Le cose del piano nobile non arrivano quasi mai al piano terra; è lì invece che dobbiamo trovare la forza di cambiare le cose. L’educazione si fa al piano terra – continua Savagnone – mediante una formazione permanente, coraggiosa, che metta in comunicazione col territorio, per insegnare a cercare là dove apparenterete non c’è, per le strade, per le piazze, in ufficio, in officina.

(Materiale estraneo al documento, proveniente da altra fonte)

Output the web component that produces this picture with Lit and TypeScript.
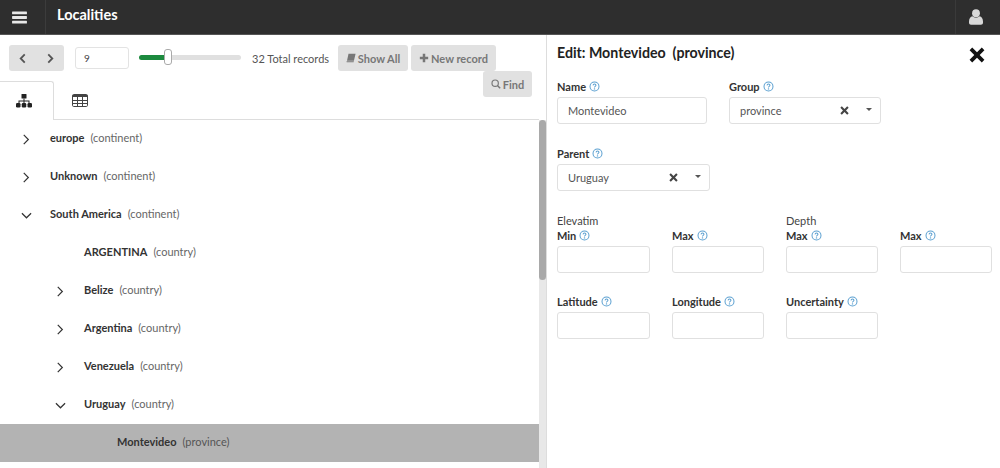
import { LitElement, css, html, svg } from 'lit';
import { customElement } from 'lit/decorators.js';

interface TreeRow {
  name: string;
  kind: string;
  depth: number;
  arrow?: 'right' | 'down';
  selected?: boolean;
}

const ROWS: TreeRow[] = [
  { name: 'europe', kind: 'continent', depth: 0, arrow: 'right' },
  { name: 'Unknown', kind: 'continent', depth: 0, arrow: 'right' },
  { name: 'South America', kind: 'continent', depth: 0, arrow: 'down' },
  { name: 'ARGENTINA', kind: 'country', depth: 1 },
  { name: 'Belize', kind: 'country', depth: 1, arrow: 'right' },
  { name: 'Argentina', kind: 'country', depth: 1, arrow: 'right' },
  { name: 'Venezuela', kind: 'country', depth: 1, arrow: 'right' },
  { name: 'Uruguay', kind: 'country', depth: 1, arrow: 'down' },
  { name: 'Montevideo', kind: 'province', depth: 2, selected: true },
];

const help = html`<svg class="help" viewBox="0 0 12 12" width="11" height="11">
  <circle cx="6" cy="6" r="4.9" fill="none" stroke="#5a9fd0" stroke-width="1.1"></circle>
  <path d="M4.400 4.800C4.500 3.800 5.200 3.400 6 3.400c1 0 1.600.6 1.600 1.300 0 1.200-1.600 1.200-1.600 2.300" fill="none" stroke="#5a9fd0" stroke-width="1.100"></path>
  <circle cx="6" cy="8.600" r=".8" fill="#5a9fd0"></circle>
</svg>`;

const timesPath = svg`<path d="M3.200 0.600 8 5.200 12.800 0.600 15.400 3.200 10.700 8 15.400 12.800 12.800 15.400 8 10.700 3.200 15.400 0.600 12.800 5.300 8 0.600 3.200Z"></path>`;

@customElement('app-root')
export class AppRoot extends LitElement {
  static override styles = css`
    :host {
      display: flex;
      flex-direction: column;
      height: 468px;
      overflow: hidden;
      font-family: 'Lato', sans-serif;
      font-size: 11px;
      color: #333;
      background: #fff;
    }

    .topbar {
      flex: none;
      height: 34px;
      display: flex;
      align-items: center;
      background: #2e2e2e;
      border-bottom: 1px solid #555;
      color: #fff;
    }
    .burger {
      width: 46px;
      height: 100%;
      display: flex;
      align-items: center;
      justify-content: center;
      padding-right: 6px;
      border-right: 1px solid #3c3c3c;
      box-sizing: border-box;
    }
    .title {
      flex: 1;
      padding-left: 11px;
      font-size: 14.500px;
      font-weight: 700;
      margin-top: -5px;
    }
    .account {
      width: 45px;
      height: 100%;
      display: flex;
      align-items: center;
      justify-content: center;
      padding-right: 5px;
      box-sizing: border-box;
      border-left: 1px solid #3a3a3a;
    }

    .main {
      flex: 1;
      display: flex;
      min-height: 0;
    }
    .left {
      flex: none;
      width: 546px;
      display: flex;
      flex-direction: column;
      border-right: 1px solid #ddd;
    }

    .toolbar {
      flex: none;
      display: flex;
      align-items: center;
      height: 26px;
      padding: 10px 0 0 9px;
    }
    .nav {
      width: 55px;
      height: 26px;
      display: flex;
      align-items: center;
      justify-content: space-between;
      padding: 0 9px;
      box-sizing: border-box;
      background: #e1e1e1;
      border-radius: 3px;
    }
    .page {
      width: 54px;
      height: 22px;
      margin-left: 11px;
      padding-left: 8px;
      box-sizing: border-box;
      display: flex;
      align-items: center;
      font-size: 10px;
      color: #444;
      border: 1px solid #e3e3e3;
      border-radius: 3px;
    }
    .slider {
      width: 102px;
      height: 16px;
      margin-left: 10px;
      margin-top: -2px;
      display: flex;
      align-items: center;
    }
    .slider .fill {
      width: 25px;
      height: 5px;
      background: #1c8a3e;
      border-radius: 3px 0 0 3px;
    }
    .slider .thumb {
      flex: none;
      width: 8px;
      height: 16px;
      box-sizing: border-box;
      background: #fff;
      border: 1px solid #aaa;
      border-radius: 3px;
    }
    .slider .rest {
      flex: 1;
      height: 5px;
      background: #e0e0e0;
      border-radius: 0 3px 3px 0;
    }
    .total {
      margin-left: 11px;
      width: 86px;
      color: #555;
      white-space: nowrap;
    }
    .btn {
      height: 26px;
      display: flex;
      align-items: center;
      justify-content: center;
      gap: 2px;
      box-sizing: border-box;
      background: #e1e1e1;
      border-radius: 3px;
      font-weight: 700;
      color: #777;
      white-space: nowrap;
    }
    .show {
      width: 70px;
    }
    .new {
      width: 85px;
      margin-left: 3px;
    }
    .find-row {
      flex: none;
      display: flex;
      justify-content: flex-end;
      padding-right: 14px;
      height: 26px;
      position: relative;
      z-index: 1;
    }
    .find {
      width: 49px;
    }

    .tabs {
      flex: none;
      display: flex;
      height: 38px;
      margin-top: -16px;
      margin-right: 7px;
      border-bottom: 1px solid #ddd;
    }
    .tab {
      width: 54px;
      height: 39px;
      box-sizing: border-box;
      display: flex;
      align-items: center;
      justify-content: center;
    }
    .tab.active {
      padding-right: 6px;
      background: #fff;
      border-top: 1px solid #ddd;
      border-right: 1px solid #ddd;
      border-radius: 0 3px 0 0;
    }
    .tab.plain {
      width: 52px;
    }

    .tree-wrap {
      flex: 1;
      display: flex;
      min-height: 0;
    }
    .tree {
      flex: 1;
      min-width: 0;
    }
    .rail {
      flex: none;
      width: 7px;
      background: #e8e8e8;
    }
    .rail div {
      height: 160px;
      background: #a9a9a9;
      border-radius: 4px;
    }
    .row {
      height: 38px;
      box-sizing: border-box;
      padding-bottom: 3px;
      display: flex;
      align-items: center;
      color: #666;
    }
    .row.selected {
      background: #b3b3b3;
      color: #555;
    }
    .row .arrow {
      flex: none;
      width: 50px;
      margin-top: 4px;
      display: flex;
      justify-content: center;
      padding-left: 2px;
      box-sizing: border-box;
    }
    .d1 {
      padding-left: 34px;
    }
    .d2 {
      padding-left: 67px;
    }
    .row .name {
      font-weight: 700;
      color: #333;
      margin-right: 6px;
    }

    .right {
      flex: 1;
      min-width: 0;
      padding: 0 8px 0 10px;
    }
    .heading {
      display: flex;
      justify-content: space-between;
      align-items: center;
      height: 36px;
      padding-top: 1px;
      margin-bottom: 7px;
    }
    .heading h2 {
      margin: -4px 0 0;
      font-size: 14.200px;
      font-weight: 700;
      color: #222;
      white-space: pre;
    }
    .heading svg {
      margin-right: 7px;
      margin-top: 1px;
    }
    .form-row {
      display: flex;
      gap: 22px;
    }
    .field label {
      height: 14px;
      display: flex;
      align-items: center;
      gap: 3px;
      font-weight: 700;
      color: #333;
      white-space: nowrap;
    }
    .box {
      height: 27px;
      margin-top: 4px;
      box-sizing: border-box;
      border: 1px solid #e0e0e0;
      border-radius: 3px;
      display: flex;
      align-items: center;
      padding: 0 10px;
      color: #555;
    }
    .box .value {
      flex: 1;
    }
    .box .caret {
      width: 0;
      height: 0;
      margin: 0 -2px 3px 17px;
      border-left: 3px solid transparent;
      border-right: 3px solid transparent;
      border-top: 3px solid #555;
    }
    .parent {
      margin-top: 22px;
    }
    .grid {
      display: grid;
      grid-template-columns: 93px 92px 92px 92px;
      column-gap: 22px;
      margin-top: 22px;
    }
    .group-title {
      height: 15px;
      color: #444;
      display: flex;
      align-items: center;
    }
    .spacer {
      height: 15px;
    }
    .grid-second {
      margin-top: 21px;
    }
  `;

  private arrow(dir?: 'right' | 'down') {
    if (!dir) return html`<span class="arrow"></span>`;
    const d = dir === 'right' ? 'M3 1 8 6 3 11' : 'M1 3.500 6 8.500 11 3.500';
    return html`<span class="arrow"
      ><svg viewBox="0 0 12 12" width="11" height="11">
        <path d=${d} fill="none" stroke="#333" stroke-width="1.300"></path></svg
    ></span>`;
  }

  private row(r: TreeRow) {
    return html`<div class="row d${r.depth} ${r.selected ? 'selected' : ''}">
      ${this.arrow(r.arrow)}
      <span class="name">${r.name}</span>
      <span>(${r.kind})</span>
    </div>`;
  }

  private select(value: string, width: number) {
    return html`<div class="box" style="width:${width}px">
      <span class="value">${value}</span>
      <svg viewBox="0 0 16 16" width="9" height="9" fill="#444">${timesPath}</svg>
      <span class="caret"></span>
    </div>`;
  }

  private topbar() {
    return html`<div class="topbar">
      <div class="burger">
        <svg viewBox="0 0 16 14" width="15" height="13" fill="#e8e8e8">
          <rect y="0.500" width="16" height="3" rx=".6"></rect>
          <rect y="5.500" width="16" height="3" rx=".6"></rect>
          <rect y="10.500" width="16" height="3" rx=".6"></rect>
        </svg>
      </div>
      <div class="title">Localities</div>
      <div class="account">
        <svg viewBox="0 0 14 16" width="14" height="16" fill="#d8d8d8">
          <circle cx="7" cy="4.200" r="3.900"></circle>
          <path d="M3.400 7.200C4.400 8.100 5.600 8.600 7 8.600s2.600-.5 3.600-1.400C12.600 7.600 14 9.600 14 12.400v1.400c0 1.200-.9 2-2 2H2c-1.100 0-2-.8-2-2v-1.400C0 9.600 1.400 7.600 3.400 7.200Z"></path>
        </svg>
      </div>
    </div>`;
  }

  private toolbar() {
    return html`<div class="toolbar">
        <div class="nav">
          <svg viewBox="0 0 10 12" width="9" height="11"><path d="M7.500 1.500 3 6l4.500 4.500" fill="none" stroke="#555" stroke-width="2"></path></svg>
          <svg viewBox="0 0 10 12" width="9" height="11"><path d="M2.500 1.500 7 6l-4.500 4.500" fill="none" stroke="#555" stroke-width="2"></path></svg>
        </div>
        <div class="page">9</div>
        <div class="slider"><div class="fill"></div><div class="thumb"></div><div class="rest"></div></div>
        <div class="total">32 Total records</div>
        <div class="btn show">
          <svg viewBox="0 0 12 12" width="10" height="10" fill="#777"><path d="M3 .8h8.500l-2 8.400H1.200L3 .8ZM.8 9.800h8.600l-.2 1.400H1.500C.6 11.200.4 10.400.8 9.800Z"></path></svg>
          Show All
        </div>
        <div class="btn new">
          <svg viewBox="0 0 12 12" width="10" height="10" fill="#777"><path d="M4.500 1h3v3.500H11v3H7.500V11h-3V7.500H1v-3h3.500Z"></path></svg>
          New record
        </div>
      </div>
      <div class="find-row">
        <div class="btn find">
          <svg viewBox="0 0 12 12" width="10" height="10"><circle cx="5" cy="5" r="3.800" fill="none" stroke="#777" stroke-width="1.400"></circle><path d="M8 8l3 3" stroke="#777" stroke-width="1.800"></path></svg>
          Find
        </div>
      </div>`;
  }

  private tabs() {
    return html`<div class="tabs">
      <div class="tab active">
        <svg viewBox="0 0 16 14" width="16" height="14" fill="#222">
          <rect x="5.500" y="0" width="5" height="4.500" rx=".6"></rect>
          <path d="M7.500 4.500h1V6.500h5V9h-1V7.500h-4V9h-1V7.500h-4V9h-1V6.500h5Z"></path>
          <rect x="0" y="9" width="4.500" height="4.500" rx="1.200"></rect>
          <rect x="5.750" y="9" width="4.500" height="4.500" rx="1.200"></rect>
          <rect x="11.500" y="9" width="4.500" height="4.500" rx="1.200"></rect>
        </svg>
      </div>
      <div class="tab plain">
        <svg viewBox="0 0 16 13" width="16" height="13" fill="none" stroke="#444" stroke-width="1">
          <rect x=".5" y=".5" width="15" height="12" rx="1.200"></rect>
          <path d="M.5 2h15" stroke-width="2"></path>
          <path d="M.5 6.500h15M.5 9.500h15M5.500 3v9M10.500 3v9"></path>
        </svg>
      </div>
    </div>`;
  }

  private form() {
    return html`<div class="heading">
        <h2>Edit: Montevideo  (province)</h2>
        <svg viewBox="0 0 16 16" width="16" height="16" fill="#111">${timesPath}</svg>
      </div>
      <div class="form-row">
        <div class="field">
          <label>Name ${help}</label>
          <div class="box" style="width:150px">Montevideo</div>
        </div>
        <div class="field">
          <label>Group ${help}</label>
          ${this.select('province', 152)}
        </div>
      </div>
      <div class="field parent">
        <label>Parent ${help}</label>
        ${this.select('Uruguay', 153)}
      </div>
      <div class="grid">
        <div class="group-title">Elevatim</div>
        <div class="spacer"></div>
        <div class="group-title">Depth</div>
        <div class="spacer"></div>
        ${['Min', 'Max', 'Max', 'Max'].map(
          (l) => html`<div class="field"><label>${l} ${help}</label><div class="box"></div></div>`
        )}
      </div>
      <div class="grid grid-second">
        ${['Latitude', 'Longitude', 'Uncertainty'].map(
          (l) => html`<div class="field"><label>${l} ${help}</label><div class="box"></div></div>`
        )}
      </div>`;
  }

  protected override render() {
    return html`
      ${this.topbar()}
      <div class="main">
        <div class="left">
          ${this.toolbar()} ${this.tabs()}
          <div class="tree-wrap">
            <div class="tree">${ROWS.map((r) => this.row(r))}</div>
            <div class="rail"><div></div></div>
          </div>
        </div>
        <div class="right">${this.form()}</div>
      </div>
    `;
  }
}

Coniughiamo perciò i “verbi dell’Agenda” per dire “no” alle mafie e alla economia ridotta a speculazione, all’uso irresponsabile della natura e del potere politico, allo sfruttamento e allo svilimento del “diverso” e dell’indifeso, a partiti senza democrazia interna. Dire “sì” invece alla cultura della legalità e alla ben regolata integrazione, alla pulizia e al rigore delle classi dirigenti, ad un federalismo sussidiario e solidale, ad un fisco equo, alla restituzione agli elettori del potere di scelta degli eletti, ad una sanità efficiente, ad un mondo del lavoro che sia flessibile per accogliere i giovani e non solo per farli precari, ad un’Italia che si batta per affermare i diritti umani.
Sono “sì” e “no” che pesano. Reggio Calabria ha suonato la sveglia, anche per i “piani bassi”, se c’è gente che ha una forte passione per il bene comune.